Werner Oberländer

Personal information
- Full name: Werner Oberländer
- Date of birth: 28 November 1921
- Date of death: 2002
- Position(s): Striker

Senior career*
- Years: Team / Apps / (Gls)
- SpVgg Thale 04
- SC Preußen Thale
- 1946–1951: BSG Stahl Thale / 42 / (38)
- 1951–1956: Eintracht Braunschweig / 82 / (47)
- 1957–1959: BSG Stahl Thale

Managerial career
- BSG Stahl Thale

= Werner Oberländer =

German footballer and manager

Werner Oberländer (born 28 November 1921; died 2002) was a German footballer and manager.

==Career==

After the end of World War II Oberländer played for BSG EHW Thale (later renamed Stahl Thale) in East Germany. In 1949–50 he led Thale not only to promotion to the Oberliga, but also contributed significantly to Thale's win in the East German cup that season, scoring a goal in the final. During the 1950–51 Oberliga season Oberländer scored 31 goals.
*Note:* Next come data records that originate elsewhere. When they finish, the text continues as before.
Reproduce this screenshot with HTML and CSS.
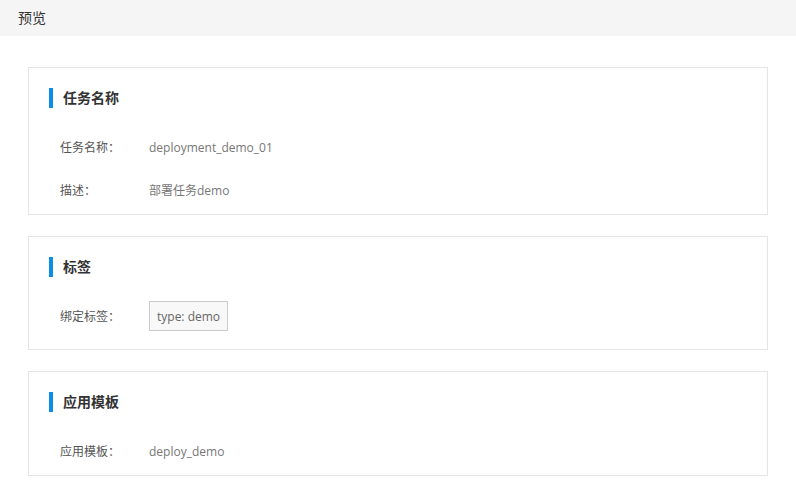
FILE: index.html
```html
<!DOCTYPE html>
<html lang="zh-CN">
<head>
<meta charset="utf-8">
<title>预览</title>
<link rel="stylesheet" href="styles.css">
</head>
<body>
<header class="page-header">预览</header>
<main class="content">
  <section class="card">
    <h2 class="card-title">任务名称</h2>
    <div class="row">
      <span class="label">任务名称：</span>
      <span class="value">deployment_demo_01</span>
    </div>
    <div class="row">
      <span class="label">描述：</span>
      <span class="value">部署任务demo</span>
    </div>
  </section>
  <section class="card">
    <h2 class="card-title">标签</h2>
    <div class="row row-tags">
      <span class="label">绑定标签：</span>
      <span class="tag">type: demo</span>
    </div>
  </section>
  <section class="card">
    <h2 class="card-title">应用模板</h2>
    <div class="row">
      <span class="label">应用模板：</span>
      <span class="value">deploy_demo</span>
    </div>
  </section>
</main>
</body>
</html>
```
FILE: styles.css
```css
* { box-sizing: border-box; }
html, body { margin: 0; padding: 0; background: #fff; }
body {
  font-family: "Open Sans", "Noto Sans CJK SC", "Noto Sans", sans-serif;
  color: #333;
}
.page-header {
  height: 36px;
  line-height: 36px;
  padding-left: 18px;
  background: #f5f5f5;
  font-size: 14px;
  color: #333;
}
.content {
  padding: 31px 28px 0;
  display: flex;
  flex-direction: column;
  gap: 21px;
}
.card {
  border: 1px solid #e5e5e5;
  padding: 20px 20px 9px;
}
.card-title {
  margin: 0 0 24px;
  height: 20px;
  line-height: 20px;
  border-left: 4px solid #0a8ee6;
  padding-left: 10px;
  font-size: 14px;
  font-weight: bold;
  color: #333;
}
.row {
  display: flex;
  align-items: center;
  min-height: 30px;
  padding-left: 11px;
  font-size: 12px;
}
.row + .row { margin-top: 13px; }
.label {
  width: 89px;
  flex: none;
  color: #555;
}
.value { color: #777; }
.row-tags { padding-bottom: 9px; }
.tag {
  display: inline-flex;
  align-items: center;
  height: 30px;
  padding: 0 7px;
  border: 1px solid #ccc;
  background: #f8f8f8;
  color: #666;
}
```
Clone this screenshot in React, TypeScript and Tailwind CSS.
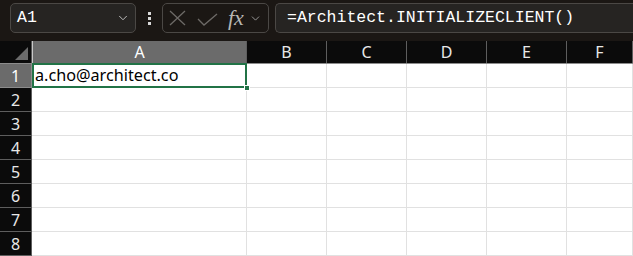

In 1951 he was the shared winner (together with fellow footballer Fritz Gödicke) in a poll conducted by the East German sports daily Deutsches Sportecho to determine East Germany's most popular sportsman. Later that year, after scoring a total of 38 goals in 42 Oberliga games, Oberländer left East Germany. He joined West German Oberliga Nord side Eintracht Braunschweig until his return to East Germany in 1956, where he continued to play for Stahl Thale until 1959.

Oberländer also represented East Germany five times during the early 1950s, scoring two goals. However, since those games were played before the East German Football Association became a FIFA member in 1952, they are not considered official internationals.